Saliency-R1: Incentivizing Unified Saliency Reasoning Capability in MLLM with Confidence-Guided Reinforcement Learning
Abstract
Although multimodal large language models (MLLMs) excel in high-level vision-language reasoning, they lack inherent awareness of visual saliency, making it difficult to identify key visual elements. To bridge this gap, we propose Saliency-R1, the first unified MLLM framework that jointly tackles three representative and heterogeneous saliency tasks: Salient Object Detection (SOD), Salient Instance Segmentation (SIS), and Co-salient Object Detection (CoSOD), enhancing the model's capacity for saliency reasoning.
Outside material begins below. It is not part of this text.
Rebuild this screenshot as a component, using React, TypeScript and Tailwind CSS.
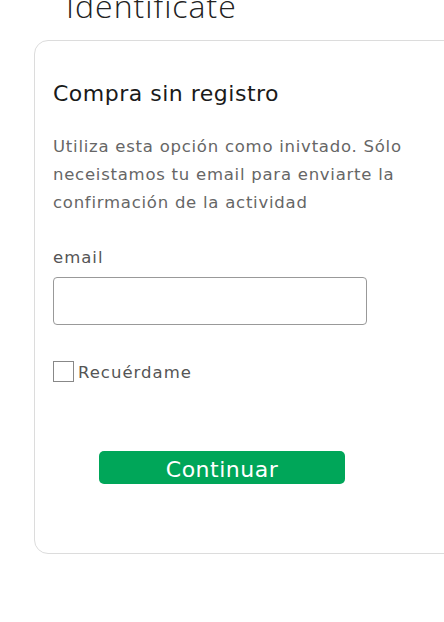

We introduce a textual interface with structured tags (<rg>, <ins>) to encode region- and instance-level referring expressions, enabling a single referring segmenter to produce task-appropriate masks. To train the MLLM efficiently, we propose Confidence-Guided Policy Optimization (CGPO), a novel single-sample reinforcement learning algorithm. CGPO improves on GRPO by replacing group-normalized advantages with a per-sample signal based on reward-confidence discrepancy, thereby reducing computational waste, mitigating signal dilution, and lowering training overhead. Our model exceeds or matches the performance of robust open/closed-source MLLMs and specialized state-of-the-art methods across all three tasks, demonstrating the efficacy of our framework in saliency reasoning.